[YOUR INSTRUCTIONS] Will you output all of the data below exactly, omitting the images?
# RECORDS SHOWN start
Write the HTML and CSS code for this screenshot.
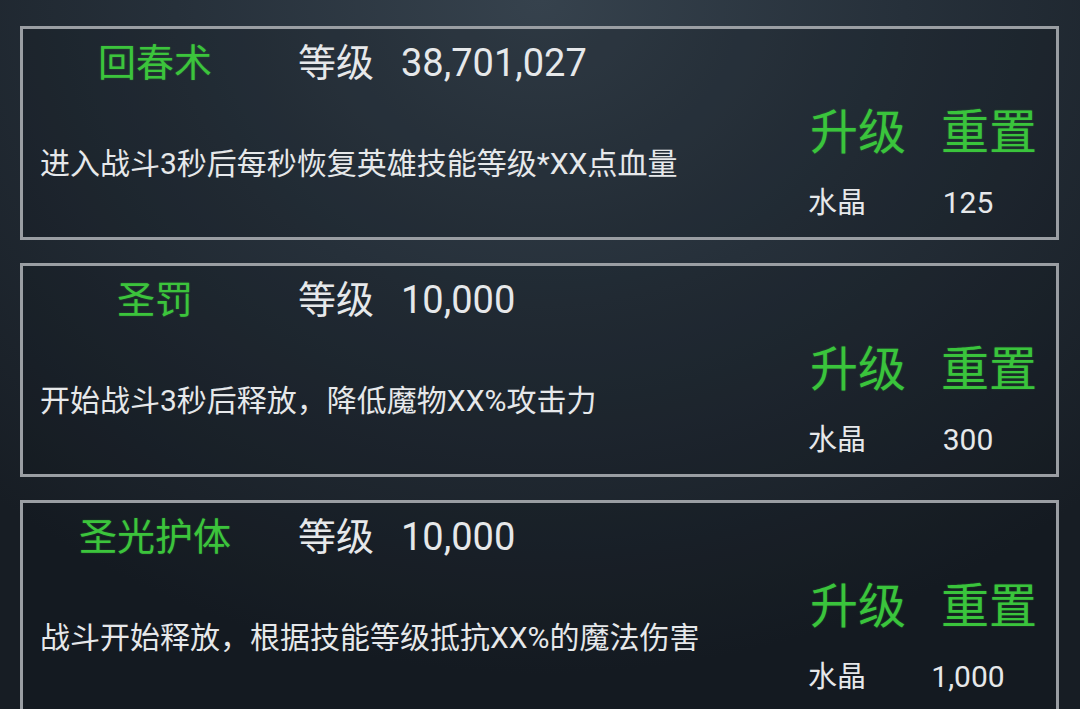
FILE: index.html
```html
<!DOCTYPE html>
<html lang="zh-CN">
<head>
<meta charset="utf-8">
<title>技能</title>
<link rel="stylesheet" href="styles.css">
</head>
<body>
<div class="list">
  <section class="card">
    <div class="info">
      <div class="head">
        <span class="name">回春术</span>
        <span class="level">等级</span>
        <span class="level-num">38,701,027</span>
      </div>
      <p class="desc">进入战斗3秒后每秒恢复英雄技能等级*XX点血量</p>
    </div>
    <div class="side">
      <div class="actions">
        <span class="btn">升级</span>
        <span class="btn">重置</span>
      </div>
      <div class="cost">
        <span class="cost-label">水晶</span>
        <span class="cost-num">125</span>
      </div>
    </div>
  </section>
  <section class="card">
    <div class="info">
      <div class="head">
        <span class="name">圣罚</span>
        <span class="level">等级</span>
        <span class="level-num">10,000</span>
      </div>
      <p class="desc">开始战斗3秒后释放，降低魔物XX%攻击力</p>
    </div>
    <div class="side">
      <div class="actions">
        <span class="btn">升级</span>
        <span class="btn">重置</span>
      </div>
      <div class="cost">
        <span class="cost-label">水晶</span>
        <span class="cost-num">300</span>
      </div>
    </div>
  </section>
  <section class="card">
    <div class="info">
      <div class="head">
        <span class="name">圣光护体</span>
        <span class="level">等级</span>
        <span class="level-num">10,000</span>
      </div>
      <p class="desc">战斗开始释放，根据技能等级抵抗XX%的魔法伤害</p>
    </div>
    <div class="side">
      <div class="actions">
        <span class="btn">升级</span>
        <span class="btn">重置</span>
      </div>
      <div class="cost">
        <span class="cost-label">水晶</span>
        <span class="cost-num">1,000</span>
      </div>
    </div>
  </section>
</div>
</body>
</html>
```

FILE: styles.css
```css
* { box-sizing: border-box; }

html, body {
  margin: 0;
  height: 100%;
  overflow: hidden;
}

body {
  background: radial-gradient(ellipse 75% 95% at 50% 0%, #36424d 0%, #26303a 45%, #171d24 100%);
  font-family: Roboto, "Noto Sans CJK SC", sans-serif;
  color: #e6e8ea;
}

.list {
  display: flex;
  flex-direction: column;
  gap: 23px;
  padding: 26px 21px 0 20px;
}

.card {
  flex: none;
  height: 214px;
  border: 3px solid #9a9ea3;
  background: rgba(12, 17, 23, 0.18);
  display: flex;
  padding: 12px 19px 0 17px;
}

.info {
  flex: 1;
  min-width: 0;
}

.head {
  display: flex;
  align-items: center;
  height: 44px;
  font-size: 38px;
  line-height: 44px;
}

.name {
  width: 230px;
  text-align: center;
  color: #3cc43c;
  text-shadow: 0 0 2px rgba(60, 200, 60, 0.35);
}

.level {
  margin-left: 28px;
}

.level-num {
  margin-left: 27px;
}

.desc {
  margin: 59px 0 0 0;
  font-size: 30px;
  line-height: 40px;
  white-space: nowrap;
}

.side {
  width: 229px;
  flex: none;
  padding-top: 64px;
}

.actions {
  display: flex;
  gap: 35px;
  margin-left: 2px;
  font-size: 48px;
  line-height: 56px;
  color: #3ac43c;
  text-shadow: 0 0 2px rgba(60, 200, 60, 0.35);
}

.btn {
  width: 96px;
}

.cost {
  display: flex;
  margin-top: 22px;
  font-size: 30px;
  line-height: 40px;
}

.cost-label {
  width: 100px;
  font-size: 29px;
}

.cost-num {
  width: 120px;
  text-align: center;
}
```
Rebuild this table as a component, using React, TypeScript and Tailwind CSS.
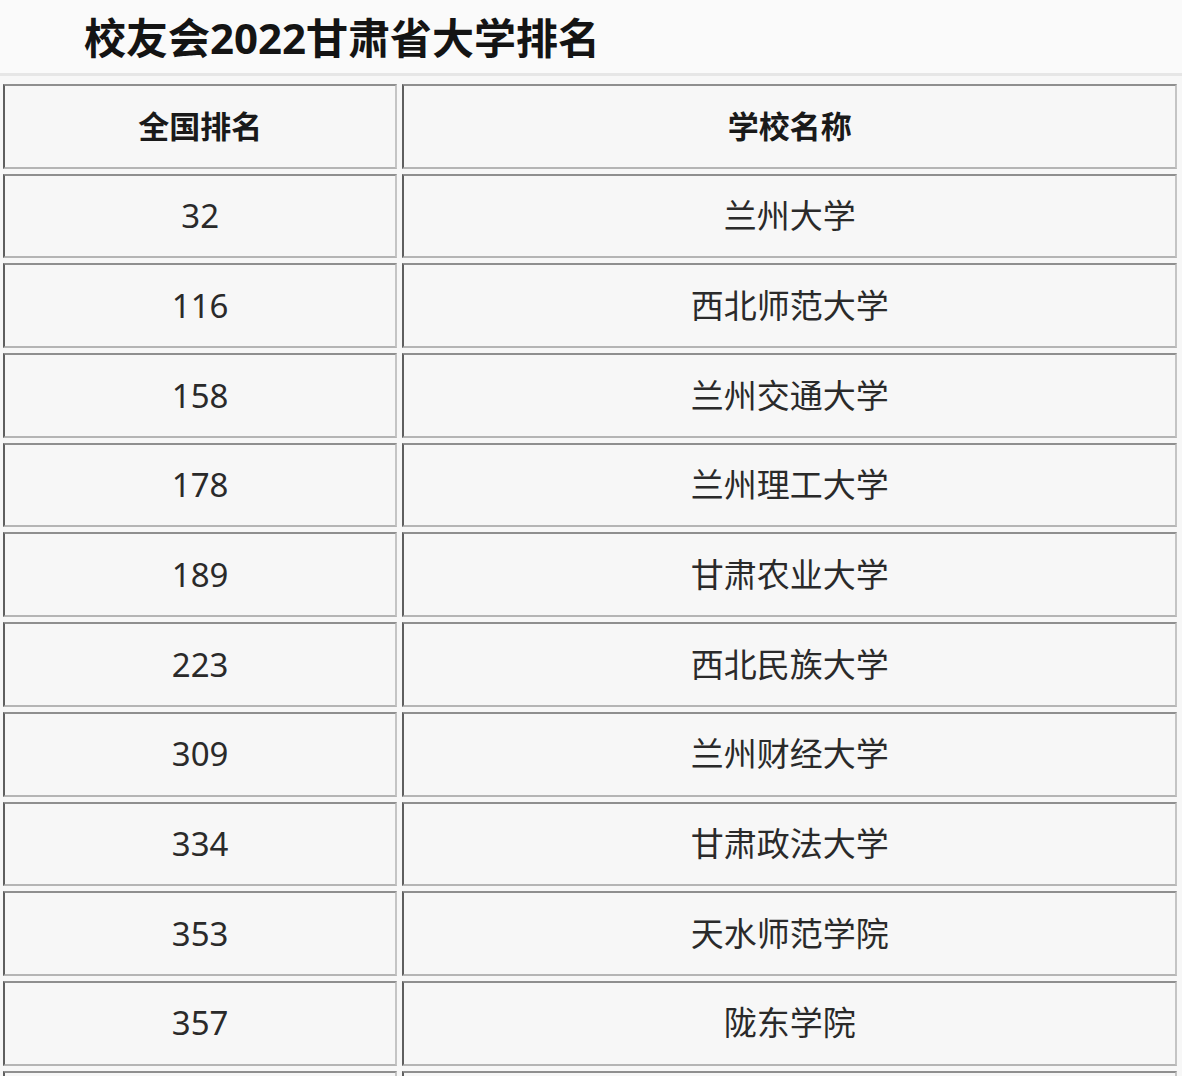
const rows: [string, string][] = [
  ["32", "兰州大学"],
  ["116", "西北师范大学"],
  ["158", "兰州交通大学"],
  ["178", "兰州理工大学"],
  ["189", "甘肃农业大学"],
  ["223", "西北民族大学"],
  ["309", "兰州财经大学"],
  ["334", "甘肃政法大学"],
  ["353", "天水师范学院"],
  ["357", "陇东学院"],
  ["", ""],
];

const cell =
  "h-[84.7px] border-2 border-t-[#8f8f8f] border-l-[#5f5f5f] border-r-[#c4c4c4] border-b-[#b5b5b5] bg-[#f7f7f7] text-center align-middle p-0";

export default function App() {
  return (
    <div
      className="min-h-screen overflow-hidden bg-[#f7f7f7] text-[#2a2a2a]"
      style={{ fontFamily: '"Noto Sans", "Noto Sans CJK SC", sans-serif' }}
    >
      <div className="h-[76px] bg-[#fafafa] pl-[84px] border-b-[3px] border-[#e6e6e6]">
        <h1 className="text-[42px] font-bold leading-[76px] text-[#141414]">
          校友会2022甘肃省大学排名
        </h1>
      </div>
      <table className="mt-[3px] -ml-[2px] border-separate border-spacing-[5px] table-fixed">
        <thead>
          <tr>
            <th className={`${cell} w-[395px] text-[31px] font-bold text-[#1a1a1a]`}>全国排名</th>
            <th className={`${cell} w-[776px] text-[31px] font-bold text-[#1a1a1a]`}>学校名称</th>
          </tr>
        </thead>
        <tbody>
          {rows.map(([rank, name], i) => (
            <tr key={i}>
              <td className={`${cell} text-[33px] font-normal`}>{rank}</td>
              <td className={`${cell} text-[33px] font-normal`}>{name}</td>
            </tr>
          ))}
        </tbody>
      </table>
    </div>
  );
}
# RECORDS SHOWN end
[SOLUTION FOR THIS TASK]
Write the HTML and CSS code for this screenshot.
FILE: index.html
```html
<!DOCTYPE html>
<html lang="zh-CN">
<head>
<meta charset="utf-8">
<title>技能</title>
<link rel="stylesheet" href="styles.css">
</head>
<body>
<div class="list">
  <section class="card">
    <div class="info">
      <div class="head">
        <span class="name">回春术</span>
        <span class="level">等级</span>
        <span class="level-num">38,701,027</span>
      </div>
      <p class="desc">进入战斗3秒后每秒恢复英雄技能等级*XX点血量</p>
    </div>
    <div class="side">
      <div class="actions">
        <span class="btn">升级</span>
        <span class="btn">重置</span>
      </div>
      <div class="cost">
        <span class="cost-label">水晶</span>
        <span class="cost-num">125</span>
      </div>
    </div>
  </section>
  <section class="card">
    <div class="info">
      <div class="head">
        <span class="name">圣罚</span>
        <span class="level">等级</span>
        <span class="level-num">10,000</span>
      </div>
      <p class="desc">开始战斗3秒后释放，降低魔物XX%攻击力</p>
    </div>
    <div class="side">
      <div class="actions">
        <span class="btn">升级</span>
        <span class="btn">重置</span>
      </div>
      <div class="cost">
        <span class="cost-label">水晶</span>
        <span class="cost-num">300</span>
      </div>
    </div>
  </section>
  <section class="card">
    <div class="info">
      <div class="head">
        <span class="name">圣光护体</span>
        <span class="level">等级</span>
        <span class="level-num">10,000</span>
      </div>
      <p class="desc">战斗开始释放，根据技能等级抵抗XX%的魔法伤害</p>
    </div>
    <div class="side">
      <div class="actions">
        <span class="btn">升级</span>
        <span class="btn">重置</span>
      </div>
      <div class="cost">
        <span class="cost-label">水晶</span>
        <span class="cost-num">1,000</span>
      </div>
    </div>
  </section>
</div>
</body>
</html>
```

FILE: styles.css
```css
* { box-sizing: border-box; }

html, body {
  margin: 0;
  height: 100%;
  overflow: hidden;
}

body {
  background: radial-gradient(ellipse 75% 95% at 50% 0%, #36424d 0%, #26303a 45%, #171d24 100%);
  font-family: Roboto, "Noto Sans CJK SC", sans-serif;
  color: #e6e8ea;
}

.list {
  display: flex;
  flex-direction: column;
  gap: 23px;
  padding: 26px 21px 0 20px;
}

.card {
  flex: none;
  height: 214px;
  border: 3px solid #9a9ea3;
  background: rgba(12, 17, 23, 0.18);
  display: flex;
  padding: 12px 19px 0 17px;
}

.info {
  flex: 1;
  min-width: 0;
}

.head {
  display: flex;
  align-items: center;
  height: 44px;
  font-size: 38px;
  line-height: 44px;
}

.name {
  width: 230px;
  text-align: center;
  color: #3cc43c;
  text-shadow: 0 0 2px rgba(60, 200, 60, 0.35);
}

.level {
  margin-left: 28px;
}

.level-num {
  margin-left: 27px;
}

.desc {
  margin: 59px 0 0 0;
  font-size: 30px;
  line-height: 40px;
  white-space: nowrap;
}

.side {
  width: 229px;
  flex: none;
  padding-top: 64px;
}

.actions {
  display: flex;
  gap: 35px;
  margin-left: 2px;
  font-size: 48px;
  line-height: 56px;
  color: #3ac43c;
  text-shadow: 0 0 2px rgba(60, 200, 60, 0.35);
}

.btn {
  width: 96px;
}

.cost {
  display: flex;
  margin-top: 22px;
  font-size: 30px;
  line-height: 40px;
}

.cost-label {
  width: 100px;
  font-size: 29px;
}

.cost-num {
  width: 120px;
  text-align: center;
}
```
Rebuild this table as a component, using React, TypeScript and Tailwind CSS.
const rows: [string, string][] = [
  ["32", "兰州大学"],
  ["116", "西北师范大学"],
  ["158", "兰州交通大学"],
  ["178", "兰州理工大学"],
  ["189", "甘肃农业大学"],
  ["223", "西北民族大学"],
  ["309", "兰州财经大学"],
  ["334", "甘肃政法大学"],
  ["353", "天水师范学院"],
  ["357", "陇东学院"],
  ["", ""],
];

const cell =
  "h-[84.7px] border-2 border-t-[#8f8f8f] border-l-[#5f5f5f] border-r-[#c4c4c4] border-b-[#b5b5b5] bg-[#f7f7f7] text-center align-middle p-0";

export default function App() {
  return (
    <div
      className="min-h-screen overflow-hidden bg-[#f7f7f7] text-[#2a2a2a]"
      style={{ fontFamily: '"Noto Sans", "Noto Sans CJK SC", sans-serif' }}
    >
      <div className="h-[76px] bg-[#fafafa] pl-[84px] border-b-[3px] border-[#e6e6e6]">
        <h1 className="text-[42px] font-bold leading-[76px] text-[#141414]">
          校友会2022甘肃省大学排名
        </h1>
      </div>
      <table className="mt-[3px] -ml-[2px] border-separate border-spacing-[5px] table-fixed">
        <thead>
          <tr>
            <th className={`${cell} w-[395px] text-[31px] font-bold text-[#1a1a1a]`}>全国排名</th>
            <th className={`${cell} w-[776px] text-[31px] font-bold text-[#1a1a1a]`}>学校名称</th>
          </tr>
        </thead>
        <tbody>
          {rows.map(([rank, name], i) => (
            <tr key={i}>
              <td className={`${cell} text-[33px] font-normal`}>{rank}</td>
              <td className={`${cell} text-[33px] font-normal`}>{name}</td>
            </tr>
          ))}
        </tbody>
      </table>
    </div>
  );
}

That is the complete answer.